The Supreme Court of Canada has recently released an important decision which caps a recent trend to expand the meaning of “juristic reason” in the context of unjust enrichment claims and clarifies the calculation of compensation where unjust enrichment is found. Kerr v. Baranow,  S.C.J. No. 10 is a joint decision on two appeals, Kerr v. Baranow, 2009 BCCA 111 from British Columbia and Vanasse v. Seguin, 2009 ONCA 595 from Ontario. Although the decision was made in the context of a division of assets under family law, the principles set out may be equally applicable to estate claims, especially those made by a surviving common-law spouse.
To successfully claim unjust enrichment against another person, a claimant must prove three things:
- the person received a benefit,
- the claimant suffered a loss corresponding in some way to the benefit, and
- there was no juristic reason for the benefit and the loss.
“Juristic reason” means a reason/explanation based upon law for the enrichment of one at the detriment of another. If there was a juristic reason for the enrichment, then it was not “unjust” and the courts will not provide a remedy.
In Kerr v. Baranow, the couple separated after a common law relationship of more than 25 years during which each had contributed in various ways to the relationship. Ms. Kerr’s unjust enrichment claim against the property was based on indirect contributions she had made. The trial judge awarded Ms. Kerr a third of the value of the home in Mr. Baranow’s name that they had shared. The BC Court of Appeal set aside the trial judge’s conclusion on the ground that Mr. Baranow’s direct and indirect contributions for which he was not compensated, including caring for her after a debilitating stroke, constituted a juristic reason for any enrichment which he experienced at her expense. On appeal the Supreme Court of Canada was asked to rule whether the BC Court of Appeal erred in assessing Mr. Baranow’s contributions as part of the juristic reason analysis, which cut short the analysis of Ms. Kerr’s unjust enrichment claim.
In Vanasse v. Seguin, the couple separated after a 12-year common law relationship. The trial judge found that Mr. Seguin had been unjustly enriched at Ms. Vanasse’s expense during the period in which their children were born, but found no unjust enrichment for the rest of the time that they cohabited. The trial judge awarded half of the value of the wealth accumulated during the period of unjust enrichment. The Court of Appeal set aside that award on the basis that the award should be calculated by determining the value of the services that each party had contributed, and setting them off against each other. Accordingly, the key issue on appeal to the Supreme Court of Canada was how to quantify a monetary award for unjust enrichment.

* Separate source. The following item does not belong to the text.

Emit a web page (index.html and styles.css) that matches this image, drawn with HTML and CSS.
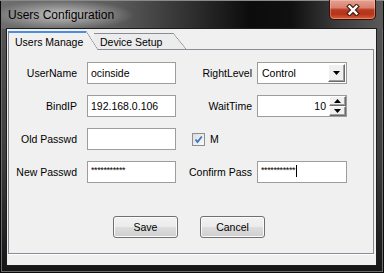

As the Court noted, an unjust enrichment analysis in domestic situations may be complicated by a mutual conferral of benefits, in the sense that each party contributes in various ways to the welfare of the other. The Court clarified that the presence of mutual benefits should not generally be considered a “juristic reason” which would prevent the claimant from maintaining an unjust enrichment claim. Instead, analysis of mutual benefits should be considered mainly at the defence and/or remedy stage, by setting off the value of benefits received against benefits conferred. Accordingly, the Court held that BC Court of Appeal erred in denying Ms. Kerr’s unjust enrichment claim by considering the mutual conferral of benefits at the juristic reason stage of the analysis.
Once the claimant has established each of the three elements of unjust enrichment, then remedies may be either a constructive trust or a monetary award. The constructive trust is a remedy that gives the claimant an interest in property. In order for a constructive trust to be found, the claimant must demonstrate a causal connection between his or her contributions and the acquisition, preservation, maintenance or improvement of the disputed property, and that a monetary award would be insufficient. If the claimant cannot demonstrate that a constructive trust is appropriate, then a monetary order is usually awarded instead. The Supreme Court of Canada clarified that in determining a monetary remedy for an unjust enrichment claim: a) the Court is not restricted to applying a fee-for-services approach, and b) where the unjust enrichment is best characterized as one party retaining a disproportionate share of assets resulting from a joint family venture, it should be calculated on the basis of the share of those assets proportionate to the claimant’s contribution. On that basis, in the Vanasse v. Seguin appeal, the Supreme Court of Canada confirmed the quantum of the monetary award made by the trial judge.
The key points to remember are:
- In domestic situations, mutual conferral of benefits by the parties by itself will not deprive a party of an unjust enrichment claim. Rather, the benefits received by the unjust enrichment claimant may be used to reduce the award to which the claimant is entitled.
- When an unjust enrichment claim is established and both parties have made extensive but different contributions to the welfare of the other, and as a result, have accumulated assets, the monetary award is unlikely to be based on a minute by minute allotment of the give and take of daily domestic life, but rather on the claimant being a co-venturer.